Insights and resources to support better data analysis in education
By Andrew Carlin
Active learning has been found to improve engagement and learning; however, its implementation needs to be carefully designed and applied. Active learning can be conducted through 'Flipped Classrooms', during which students read lecture content ahead of the class and construct activities for the classes. Students are therefore in control of their learning and are required to take responsibility for it, with guidance from the lecturer.
However, some resist the change and prefer being taught in a traditional format, and the quantity of preparation time needs to be balanced such that students are not overwhelmed with work. Additionally, management of the learning objectives needs to be maintained, such that the student is still fully aware of what is expected of them and the desired outcomes of the class. Proactive management is crucial to ensure the newly found degree of autonomy does not lead the students away from the learning outcomes of the class. If not managed correctly, this can lead to additional workloads for both the students and the lecturer, which may be unproductive in the long run.
A simpler solution has been the implementation of in-class polling, which has been found to support learning and improve engagement. This does not result in some of the discussed complexities while allowing students to articulate their own understanding and knowledge.
A ‘halfway house’ between polling and the flipped classroom is ‘Quectures’. With the motivation of improving student engagement, Quectures require students to engage with pre-lecture content and in-lecture student-led questions while retaining a blend of student-led and instructor-led periods of the class. Thus, a balance is maintained between active and passive learning, reducing the chances of the student becoming ‘cognitively’ overloaded. The method has been implemented with the use of a mobile app, in which the learning objectives for the next class are sent to the student ahead of time. The student is asked to consider the objectives and is referred to pre-lecture material on their VLE. About an hours’ worth of material (readings, videos, inactive activities) plus a short quiz are required prior to the lecture. In particular, the quiz ends with an open-ended question, which aims to engage the student in the topic for their upcoming lecture.
During the class, students are asked to submit questions they have about the learning topics before discussing their questions with their peers. This overcomes the issue of students making their own misconceptions about the topics in advance of the lecture and allows any particular issues to be tackled directly in real-time with the expert advice of their lecturer. Their questions are all fed to the lecturer via the app, who may choose to address the most popular questions during the lecture. Subsequently, other questions can be answered outside of the lecture or at the subsequent lecture. Additionally, these questions can be revisited at a later date, potentially during an end-of-term review session.

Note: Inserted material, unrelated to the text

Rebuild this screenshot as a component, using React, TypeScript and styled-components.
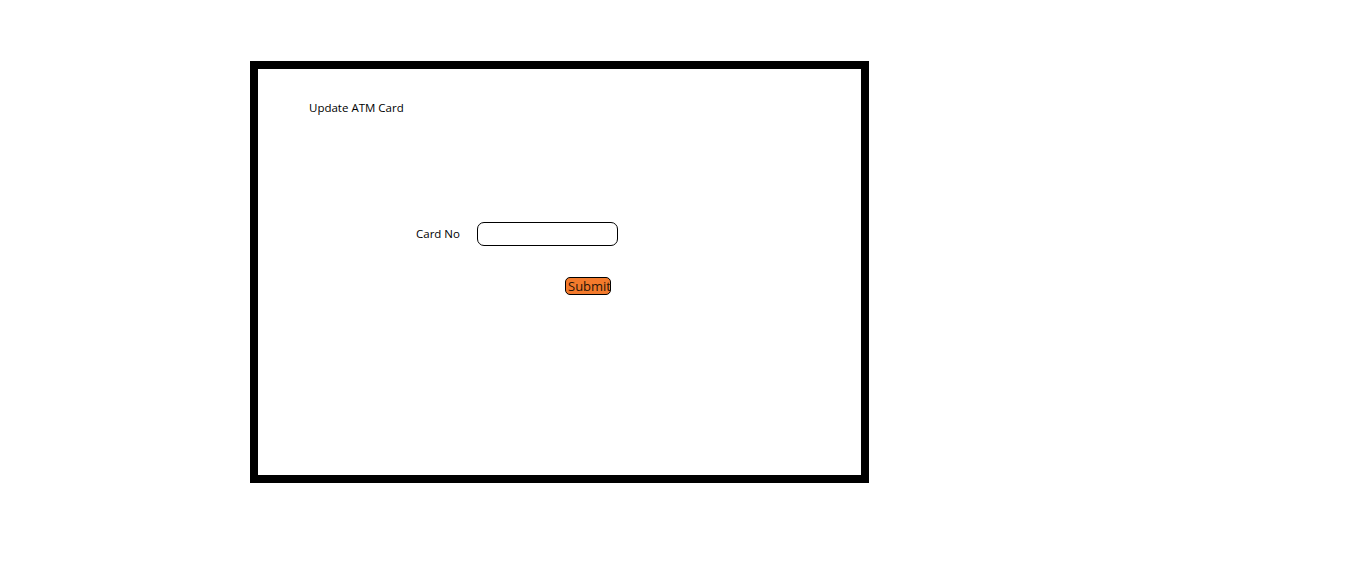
import React, { useState } from 'react'
import styled, { createGlobalStyle } from 'styled-components'

const GlobalStyle = createGlobalStyle`
  html, body {
    margin: 0;
    padding: 0;
    background: #ffffff;
  }
  body {
    font-family: "Open Sans", "Noto Sans", sans-serif;
    color: #000000;
  }
`

const Page = styled.div`
  width: 1360px;
  height: 569px;
  padding: 61px 0 0 250px;
  box-sizing: border-box;
`

const Frame = styled.div`
  width: 619px;
  height: 422px;
  box-sizing: border-box;
  border: 8px solid #000000;
  padding: 31px 0 0 51px;
  display: flex;
  flex-direction: column;
`

const Title = styled.h1`
  margin: 0;
  font-size: 11.5px;
  line-height: 16px;
  font-weight: 400;
`

const Form = styled.form`
  margin: 106px 0 0 107px;
  display: flex;
  flex-direction: column;
  gap: 31px;
`

const Row = styled.div`
  display: flex;
  align-items: center;
`

const Label = styled.label`
  font-size: 11.5px;
  line-height: 16px;
  width: 61px;
`

const Input = styled.input`
  width: 141px;
  height: 24px;
  box-sizing: border-box;
  border: 1px solid #000000;
  border-radius: 7px;
  padding: 0 8px;
  font-family: inherit;
  font-size: 12px;
  background: #ffffff;
  outline: none;
`

const SubmitButton = styled.button`
  margin-left: 149px;
  width: 46px;
  height: 18px;
  box-sizing: border-box;
  padding: 0 0 0 2px;
  border: 1px solid #000000;
  border-radius: 5px;
  background: #f37a2c;
  color: #2a1406;
  font-family: "Open Sans", "Noto Sans", sans-serif;
  font-size: 13px;
  line-height: 16px;
  text-align: left;
  white-space: nowrap;
  overflow: visible;
  cursor: pointer;
`

export default function App() {
  const [cardNo, setCardNo] = useState('')

  return (
    <Page>
      <GlobalStyle />
      <Frame>
        <Title>Update ATM Card</Title>
        <Form onSubmit={(e) => e.preventDefault()}>
          <Row>
            <Label htmlFor="cardNo">Card No</Label>
            <Input id="cardNo" value={cardNo} onChange={(e) => setCardNo(e.target.value)} />
          </Row>
          <Row>
            <SubmitButton type="submit">Submit</SubmitButton>
          </Row>
        </Form>
      </Frame>
    </Page>
  )
}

Like all new methods, careful design and implementation of this methodology is required. Studies purely based on in-class polling indicate that the use of mobile phones is less effective than dedicated polling devices. The quantity of pre-lecture material should be carefully engineered to ensure students are not overwhelmed. Additionally, a strategy for answering questions should be devised and communicated with the students so they are ‘on-board’ with the new methodology and the value of their input.
[Source Paper] McQueen, Heather A, and McMillan, Craig. "Quectures: Personalised Constructive Learning in Lectures." Active Learning in Higher Education 21.3 (2020): 217-31.
 Stowell, Jeffrey R. "Use of Clickers vs. Mobile Devices for Classroom Polling." Computers and Education 82 (2015): 329-34. Web.
 Aceti, Victoria. "Perceptions of the Effects of Clicker Technology on Student Learning and Engagement: A Study of Freshmen Chemistry Students." Research in Learning Technology 20.2 (2017): 16150-11. Web.
 Stevens, Niall T, McDermott, Hélène, Boland, Fiona, Pawlikowska, Teresa, and Humphreys, Hilary. "A Comparative Study: Do "clickers" Increase Student Engagement in Multidisciplinary Clinical Microbiology Teaching?" BMC Medical Education 17.1 (2017): 70. Web.